But the reason I needed more than that training offered is that when we read our Bibles and find the word gospel, there is a lot more going on than this message of inward peace through forgiveness.  The Gospel is grander, deeper, richer, and all around “gooder” news that touches everything about our lives and about the history of the world.  One New Testament scholar has referred to that version of the gospel as the “soterian” gospel.  He’s showing off his knowledge of New Testament Greek by using the Greek word “soter,” which means savior.  This is a version of the gospel that is narrowly focused on sin and forgiveness as an individual’s problem.  I got sin, you got sin, all God’s children got sin.  One by one, this soterian gospel says, we get right with God.  And God is satisfied with individuals being sorry for sin and asking for forgiveness. 

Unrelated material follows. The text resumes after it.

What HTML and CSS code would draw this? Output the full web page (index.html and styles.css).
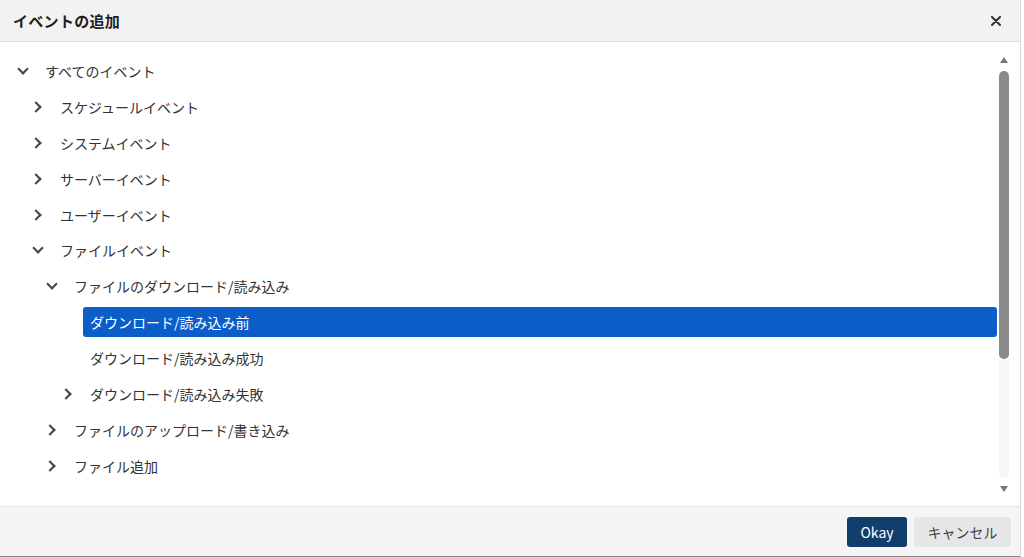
FILE: index.html
```html
<!DOCTYPE html>
<html lang="ja">
<head>
<meta charset="utf-8">
<link rel="stylesheet" href="styles.css">
</head>
<body>
<div class="dialog">
  <div class="header">
    <span class="title">イベントの追加</span>
    <svg class="close" width="10" height="10" viewBox="0 0 10 10"><path d="M1 1L9 9M9 1L1 9" stroke="#333" stroke-width="2" stroke-linecap="round"/></svg>
  </div>
  <div class="body">
    <div class="tree">
      <div class="row l0"><span class="chev down"></span><span>すべてのイベント</span></div>
      <div class="row l1"><span class="chev right"></span><span>スケジュールイベント</span></div>
      <div class="row l1"><span class="chev right"></span><span>システムイベント</span></div>
      <div class="row l1"><span class="chev right"></span><span>サーバーイベント</span></div>
      <div class="row l1"><span class="chev right"></span><span>ユーザーイベント</span></div>
      <div class="row l1"><span class="chev down"></span><span>ファイルイベント</span></div>
      <div class="row l2"><span class="chev down"></span><span>ファイルのダウンロード/読み込み</span></div>
      <div class="row l3 leaf"><span class="sel">ダウンロード/読み込み前</span></div>
      <div class="row l3 leaf"><span class="item">ダウンロード/読み込み成功</span></div>
      <div class="row l3"><span class="chev right"></span><span>ダウンロード/読み込み失敗</span></div>
      <div class="row l2"><span class="chev right"></span><span>ファイルのアップロード/書き込み</span></div>
      <div class="row l2"><span class="chev right"></span><span>ファイル追加</span></div>
    </div>
    <div class="scrollbar">
      <span class="arrow up"></span>
      <div class="track"><div class="thumb"></div></div>
      <span class="arrow dn"></span>
    </div>
  </div>
  <div class="footer">
    <button class="btn ok">Okay</button>
    <button class="btn cancel">キャンセル</button>
  </div>
</div>
</body>
</html>
```
FILE: styles.css
```css
* { box-sizing: border-box; }
html, body { margin: 0; height: 100%; background: #fff; }
body {
  font-family: "Noto Sans CJK JP", "Noto Sans", sans-serif;
  color: #333;
  font-size: 14px;
}
.dialog {
  width: 1021px;
  height: 557px;
  display: flex;
  flex-direction: column;
  border-right: 1px solid #d6d6d6;
  border-bottom: 1px solid #888;
  background: #fff;
}
.header {
  height: 42px;
  flex: none;
  background: #f2f2f2;
  border-bottom: 1px solid #e2e2e2;
  display: flex;
  align-items: center;
  justify-content: space-between;
  padding: 0 19px 0 13px;
}
.title {
  font-weight: bold;
  font-size: 15px;
  color: #1e1e1e;
  letter-spacing: 0.3px;
}
.close { display: block; }
.body {
  flex: 1;
  display: flex;
  min-height: 0;
}
.tree {
  flex: 1;
  padding-top: 11px;
}
.row {
  height: 35.9px;
  display: flex;
  align-items: center;
  color: #333;
  font-size: 14px;
}
.row.l0 { padding-left: 16px; }
.row.l1 { padding-left: 31px; }
.row.l2 { padding-left: 45px; }
.row.l3 { padding-left: 61px; }
.row.leaf { padding-left: 83px; }
.chev {
  width: 14px;
  height: 14px;
  margin-right: 15px;
  position: relative;
  flex: none;
}
.chev::before {
  content: "";
  position: absolute;
  width: 6px;
  height: 6px;
  border-right: 2px solid #444;
  border-bottom: 2px solid #444;
  left: 3px;
  top: 3px;
}
.chev.down::before { transform: rotate(45deg); top: 1px; left: 3px; }
.chev.right::before { transform: rotate(-45deg); left: 1px; top: 3px; }
.sel {
  flex: 1;
  height: 30px;
  display: flex;
  align-items: center;
  padding-left: 7px;
  background: #0b5dc9;
  color: #fff;
  border-radius: 3px;
}
.item { padding-left: 7px; }
.scrollbar {
  width: 14px;
  flex: none;
  display: flex;
  flex-direction: column;
  align-items: center;
  padding: 15px 0 14px;
  margin-right: 9px;
}
.arrow {
  width: 0; height: 0;
  border-left: 4px solid transparent;
  border-right: 4px solid transparent;
}
.arrow.up { border-bottom: 6px solid #777; margin-bottom: 8px; }
.arrow.dn { border-top: 6px solid #777; margin-top: 8px; }
.track {
  flex: 1;
  width: 10px;
  background: #f7f7f7;
  border-radius: 5px;
}
.thumb {
  width: 10px;
  height: 288px;
  background: #8a8a8a;
  border-radius: 5px;
}
.footer {
  height: 50px;
  flex: none;
  background: #f5f5f5;
  border-top: 1px solid #e6e6e6;
  display: flex;
  align-items: center;
  justify-content: flex-end;
  gap: 7px;
  padding-right: 9px;
}
.btn {
  height: 30px;
  border: none;
  border-radius: 3px;
  font-family: "Noto Sans CJK JP", "Noto Sans", sans-serif;
  font-size: 14px;
  padding: 0 13px;
}
.ok {
  background: #123e6c;
  color: #fff;
  width: 60px;
}
.cancel {
  background: #e4e6e8;
  color: #444;
  width: 97px;
}
```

When John Perkins was converted in evangelical churches in Southern California, he began to participate in this kind of sharing of the gospel.  But the longer he ministered, the more he realized that the message of the gospel was bigger than just a simple sinner’s prayer.  It was for the whole person.  Not just the heart, the gospel was for the mind, the body, the entire life.  And it was not just for a person, it was for social life, for communities.  He became the great advocate for a wholistic view of the gospel.  Jesus brought us the whole gospel for the whole person and the whole community.

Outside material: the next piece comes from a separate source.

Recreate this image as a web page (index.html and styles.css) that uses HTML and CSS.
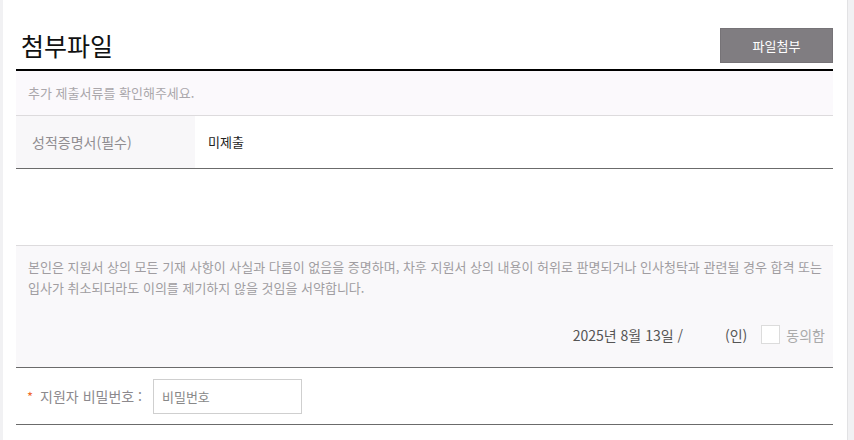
FILE: index.html
```html
<!DOCTYPE html>
<html lang="ko">
<head>
<meta charset="utf-8">
<title>첨부파일</title>
<link rel="stylesheet" href="styles.css">
</head>
<body>
<div class="page">
  <div class="header">
    <h2 class="title">첨부파일</h2>
    <button class="btn-attach" type="button">파일첨부</button>
  </div>
  <div class="info">추가 제출서류를 확인해주세요.</div>
  <div class="doc-row">
    <div class="doc-label">성적증명서(필수)</div>
    <div class="doc-value">미제출</div>
  </div>
  <div class="empty"></div>
  <div class="agree">
    <p class="agree-text">본인은 지원서 상의 모든 기재 사항이 사실과 다름이 없음을 증명하며, 차후 지원서 상의 내용이 허위로 판명되거나 인사청탁과 관련될 경우 합격 또는 입사가 취소되더라도 이의를 제기하지 않을 것임을 서약합니다.</p>
    <div class="agree-sign">
      <span class="date">2025년 8월 13일 /</span>
      <span class="seal">(인)</span>
      <label class="check"><span class="box"></span><span class="check-text">동의함</span></label>
    </div>
  </div>
  <div class="pw-row">
    <span class="star">*</span>
    <span class="pw-label">지원자 비밀번호 :</span>
    <input class="pw-input" type="password" placeholder="비밀번호">
  </div>
</div>
</body>
</html>
```

FILE: styles.css
```css
html, body {
  margin: 0;
  padding: 0;
}
body {
  background: #f1f1f3;
  font-family: "Noto Sans CJK KR", "Noto Sans", sans-serif;
  height: 440px;
  overflow: hidden;
}
.page {
  margin-left: 3px;
  width: 817px;
  padding: 0 14px 0 13px;
  background: #fff;
  height: 440px;
  border-right: 1px solid #e2e2e4;
}
.header {
  display: flex;
  justify-content: space-between;
  align-items: center;
  padding-top: 28px;
  height: 35px;
  padding-bottom: 6px;
  border-bottom: 2px solid #000;
}
.title {
  margin: 0 0 0 5px;
  font-size: 25px;
  font-weight: 400;
  line-height: 35px;
  color: #111;
}
.btn-attach {
  width: 113px;
  height: 35px;
  background: #807d81;
  border: 1px solid #767377;
  color: #fff;
  font-family: inherit;
  font-size: 13px;
  padding: 0;
  margin-right: 0;
}
.info {
  height: 44px;
  line-height: 44px;
  background: #fbf9fc;
  border-bottom: 1px solid #dddbdd;
  padding-left: 12px;
  font-size: 13px;
  color: #aaa7ab;
}
.doc-row {
  display: flex;
  height: 52px;
  border-bottom: 1px solid #6b6b6b;
}
.doc-label {
  width: 163px;
  padding-left: 16px;
  background: #f8f7f9;
  line-height: 52px;
  font-size: 14px;
  color: #908d91;
}
.doc-value {
  padding-left: 13px;
  line-height: 52px;
  font-size: 13px;
  color: #222;
}
.empty {
  height: 76px;
  border-bottom: 1px solid #dddbdd;
}
.agree {
  height: 122px;
  box-sizing: border-box;
  background: #f9f8fa;
  border-bottom: 1px solid #6b6b6b;
  padding: 10px 8px 0 12px;
}
.agree-text {
  margin: 0;
  font-size: 13px;
  line-height: 21px;
  color: #a09da1;
}
.agree-sign {
  display: flex;
  justify-content: flex-end;
  align-items: center;
  margin-top: 26px;
  height: 21px;
  font-size: 14px;
  color: #555;
}
.date {
  margin-right: 42px;
}
.seal {
  margin-right: 14px;
}
.check {
  display: flex;
  align-items: center;
}
.box {
  width: 17px;
  height: 17px;
  border: 1px solid #dcdcdc;
  background: #fff;
  margin-right: 6px;
}
.check-text {
  color: #aaa;
}
.pw-row {
  display: flex;
  align-items: center;
  height: 56px;
  border-bottom: 1px solid #6b6b6b;
  padding-left: 11px;
  font-size: 14px;
}
.star {
  color: #ef6a2e;
  margin-right: 7px;
  font-size: 13px;
}
.pw-label {
  color: #8c898d;
  margin-right: 11px;
}
.pw-input {
  width: 149px;
  height: 35px;
  box-sizing: border-box;
  border: 1px solid #cfcfcf;
  padding: 0 0 0 8px;
  font-family: inherit;
  font-size: 13px;
  background: #fff;
  outline: none;
}
.pw-input::placeholder {
  color: #888;
}
```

This scholar I mentioned, Scot McKnight, is an evangelical himself.  He is not denying this soterian message is an element of the gospel.  But in his thick book, The King Jesus Gospel, he says that this aspect of the gospel is a reduction, a minimizing, of a much richer meaning of the word.  The Good News is the whole story of what Jesus did, from coming into the world, living and loving, teaching and preaching, challenging the powers and lifting up the lowly, and finally being executed for his words and deeds.  God raised him from the dead and vindicated all that he had done.  What does McKnight say that Jesus had done?  Jesus had come to bring an end to the exile.  He had come to restore God’s promises.  He had come to fulfill the true purpose of God’s calling of Israel.  He was the announcer of the Kingdom of God, and he was even the Kingdom of God in himself.  That story, that life, that person, those words and actions, all of that is the Good News.  It’s not just about me, myself, and I, all alone, getting right with God.  It’s about all of us, all of the world, being called together by God to be a new kind of people, a loving, caring, forgiving, reconciling, sharing, righteous, humble, peaceable people.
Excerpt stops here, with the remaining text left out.